Almost to the last she retained her beauty. She delighted in receiving her friends around her sofa in her little drawing-room in St. James's Place, hearing all the news-the centre of a circle which included many who had known her in her most brilliant triumphs. The Prince of Wales and the Duke of York were often to be found there. She wrote untiringly during these years. Poetry forms the bulk of her work, and it was very much admired in her own day. The " Morning Post," whose poetical department she undertook under the name of Tabitha Bramble, said she was one of the principal embellishments and supports of their journal. Her writing was particularly extolled for grace, elegance, and feeling. Her poetic prose is very pretty, though sometimes a little extravagant, and her novels are written in the style of the day, which is altogether too emotional and sensational to appeal to the modern mind. But much of her poetry is indeed very charming. She wrote several plays, but they did not score a great success. Some of the finest examples of her literary power are to be met with in her memoirs.

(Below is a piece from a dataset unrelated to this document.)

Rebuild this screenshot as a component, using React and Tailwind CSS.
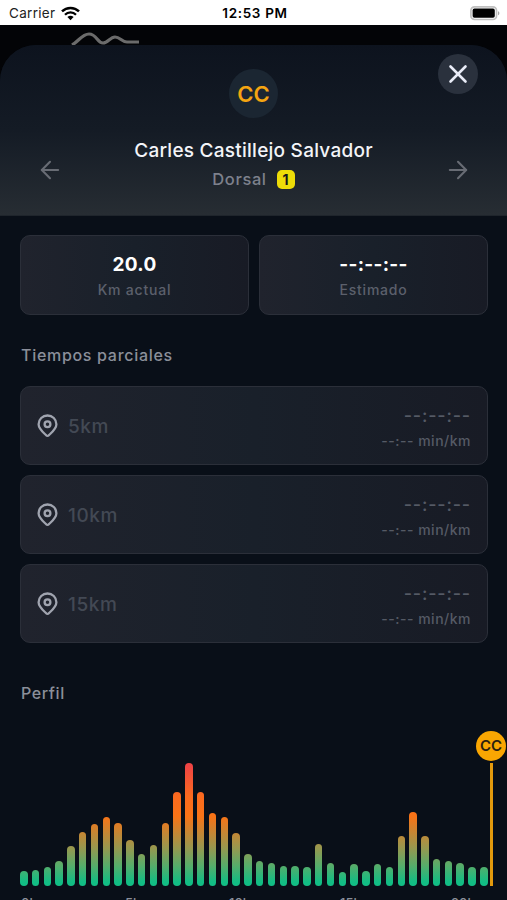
import { ArrowLeft, ArrowRight, X } from "lucide-react";

const splits = ["5km", "10km", "15km"];

const kmMarks = [
  { label: "0km", className: "left-[21px]" },
  { label: "5km", className: "left-[125px]" },
  { label: "10km", className: "left-[229px]" },
  { label: "15km", className: "left-[340px]" },
  { label: "20km", className: "left-[451px]" },
];

const profile = [
  15, 16, 19, 25, 40, 54, 61.5, 69, 63, 46, 32, 41, 63, 93.5, 123, 93.5, 72.5,
  69, 53, 32, 25, 22.5, 20, 20, 19, 42, 22.5, 14, 21.5, 15, 21.5, 19, 49.5, 74,
  49.5, 27, 25, 22.5, 19, 19,
];

function WifiIcon() {
  return (
    <svg width="19" height="15" viewBox="0 0 19 15" fill="none" stroke="#000">
      <path d="M1 5.4a12.2 12.2 0 0 1 17 0" strokeWidth="2.5" />
      <path d="M4 8.7a7.8 7.8 0 0 1 11 0" strokeWidth="2.3" />
      <path d="M9.5 14.2 6.4 11.1a4.5 4.5 0 0 1 6.2 0z" fill="#000" stroke="none" />
    </svg>
  );
}

function BatteryIcon() {
  return (
    <svg width="31" height="15" viewBox="0 0 31 15" fill="none">
      <rect x="0.9" y="0.9" width="25.6" height="12.6" rx="3.6" stroke="#c0c0c0" strokeWidth="1.7" />
      <rect x="2.6" y="2.6" width="22.2" height="9.2" rx="1.8" fill="#000" />
      <path d="M28 5.2c1.8.5 1.8 3.5 0 4z" fill="#a8a8a8" />
    </svg>
  );
}

function PinIcon() {
  return (
    <svg width="22" height="24" viewBox="0 0 22 24" fill="none" stroke="#a0a4af" strokeWidth="2.3">
      <path
        d="M11.500 21.800c-.6 0-1-.2-1.400-.6C6.500 17.800 2.600 14.600 2.600 10.200a8.900 8.700 0 0 1 17.800 0c0 4.400-3.900 7.600-7.500 11-.4.4-.8.6-1.400.6z"
        strokeLinejoin="round"
      />
      <circle cx="11.500" cy="10.200" r="2.900" />
    </svg>
  );
}

function StatusBar() {
  return (
    <div className="grid h-[25px] grid-cols-3 items-center bg-white pt-[2px] pr-[6px] pl-[9px] text-[13.500px] text-black">
      <div className="flex items-center gap-[6px]">
        <span className="tracking-[0.3px] text-[#222]">Carrier</span>
        <WifiIcon />
      </div>
      <span className="text-center font-semibold tracking-[0.65px] whitespace-nowrap">12:53 PM</span>
      <div className="flex justify-end">
        <BatteryIcon />
      </div>
    </div>
  );
}

function Stat({ value, label }) {
  return (
    <div className="flex h-20 flex-1 flex-col items-center rounded-[10px] border border-[#2b2f39] bg-linear-to-r from-[#20232d] via-[#19202a] to-[#181b25] pt-[17px]">
      <p className="text-[19px] leading-6 font-bold tracking-[0.3px] text-white">{value}</p>
      <p className="mt-[3px] text-[14px] leading-5 font-medium tracking-[0.8px] text-[#5c606c]">{label}</p>
    </div>
  );
}

function Split({ label }) {
  return (
    <div className="flex h-[79px] items-center justify-between rounded-[10px] border border-[#2b2f39] bg-linear-to-r from-[#20232d] via-[#19202a] to-[#181b25] pr-4 pl-[15px]">
      <div className="flex items-center gap-[10px]">
        <PinIcon />
        <span className="pt-[3px] text-[19px] font-medium tracking-[0.6px] text-[#434954]">{label}</span>
      </div>
      <div className="pt-[6px] text-right font-medium text-[#555a65]">
        <p className="text-[18px] leading-6 tracking-[0.8px]">--:--:--</p>
        <p className="mt-[1px] text-[14px] leading-6 tracking-[0.5px]">--:-- min/km</p>
      </div>
    </div>
  );
}

export default function App() {
  return (
    <div className="h-[900px] w-full overflow-hidden bg-[#030407] font-['Inter',sans-serif]">
      <StatusBar />
      <div className="h-5 pt-[7px] pl-[71px]">
        <svg width="70" height="13" viewBox="0 0 70 13" fill="none" stroke="#6b6b6b" strokeWidth="3.2">
          <path d="M1 13C7 10 11 2 18 2c8 0 8 9 14 9 5 0 7-6 12-6s7 5 12 5h12" />
        </svg>
      </div>

      <div className="h-[875px] rounded-t-[36px] bg-[#090f18]">
        <header className="relative flex h-[171px] flex-col items-center rounded-t-[36px] border-b border-[#1f252c] bg-linear-to-b from-[#0d131e] via-[#141b25] to-[#272d33] pt-6">
          <div className="flex size-[49px] items-center justify-center rounded-full bg-[#1b2632] pt-[1px] text-[22px] font-semibold text-[#f5a511]">
            CC
          </div>
          <h1 className="mt-[19px] text-[19px] leading-7 font-medium tracking-[0.25px] text-[#f3f4f8]">
            Carles Castillejo Salvador
          </h1>
          <div className="flex items-center gap-[10px]">
            <span className="text-[16.500px] leading-7 font-medium tracking-[0.6px] text-[#7d818c]">Dorsal</span>
            <span className="flex h-[19px] w-[18px] items-center justify-center rounded-[5px] bg-[#eddc08] text-[14px] font-bold text-[#14161a]">
              1
            </span>
          </div>
          <button className="absolute top-[9px] right-[29px] flex size-[40px] items-center justify-center rounded-full bg-[#2a313d]">
            <X size={30} strokeWidth={2.1} color="#e9ecf7" />
          </button>
          <ArrowLeft className="absolute top-[111px] left-[36px]" size={28} strokeWidth={1.8} color="#686c74" />
          <ArrowRight className="absolute top-[111px] right-[35px]" size={28} strokeWidth={1.8} color="#686c74" />
        </header>

        <main className="pt-[19px]">
          <div className="flex gap-[10px] pr-[19px] pl-5">
            <Stat value="20.0" label="Km actual" />
            <Stat value="--:--:--" label="Estimado" />
          </div>

          <h2 className="mt-7 px-[21px] text-[16px] leading-6 font-medium tracking-[0.7px] text-[#8b8f9a]">
            Tiempos parciales
          </h2>
          <div className="mt-[19px] flex flex-col gap-[10px] pr-[19px] pl-5">
            {splits.map((label) => (
              <Split key={label} label={label} />
            ))}
          </div>

          <h2 className="mt-[38px] px-[21px] text-[16px] leading-6 font-medium tracking-[0.6px] text-[#8b8f9a]">
            Perfil
          </h2>
          <div className="relative h-[180.5px]">
            <div className="flex h-full items-end justify-between pr-[19px] pl-5">
              {profile.map((height, i) => (
                <div
                  key={i}
                  className="w-[7.5px] rounded-full bg-[linear-gradient(to_top,#12bd84_4px,#55ad6b_20px,#97984f_38px,#f97316_70px,#fb6a1e_90px,#ef4444_120px)]"
                  style={{ height }}
                />
              ))}
            </div>
            <div className="absolute right-[1px] bottom-0 flex h-[155px] w-[30px] flex-col items-center gap-[2px]">
              <span className="flex size-[30px] shrink-0 items-center justify-center rounded-full bg-[#f9a602] pt-[1px] text-[15px] font-semibold text-[#2b2110]">
                CC
              </span>
              <span className="w-[3px] flex-1 bg-[#e39a0d]" />
            </div>
          </div>
          <div className="relative mt-[7px] h-5 text-[13px] leading-5 font-medium text-[#8b8f9a]">
            {kmMarks.map((mark) => (
              <span key={mark.label} className={`absolute top-0 ${mark.className}`}>
                {mark.label}
              </span>
            ))}
          </div>
        </main>
      </div>
    </div>
  );
}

She died at Englefield Cottage, Surrey, at the age of forty-two, and was buried in Old Windsor Churchyard. Her love for the Prince never waned, and on her death-bed she requested that a lock of her hair might be sent to him. Throughout her life she seems to have won everybody's affection. She had a pretty woman's very natural appreciation of her own charms, and was always flattered by attention; but the universal regard in which she was held, by women no less than men, shows that her vanity must have been of a very mild and innocent kind. She had a loving, generous heart, ever ready to help others, and her loss was a real one to many people. At her death several charming verses were penned expressive Of no surface sorrow. " Adieu to the daughter of Love," sighs Peter Pindar at the close of his;
Mrs. Robinson's portrait was painted twice by Sir Joshua Reynolds, and she often sat to him for his fancy pictures. Two paintings are included in the Wallace collection.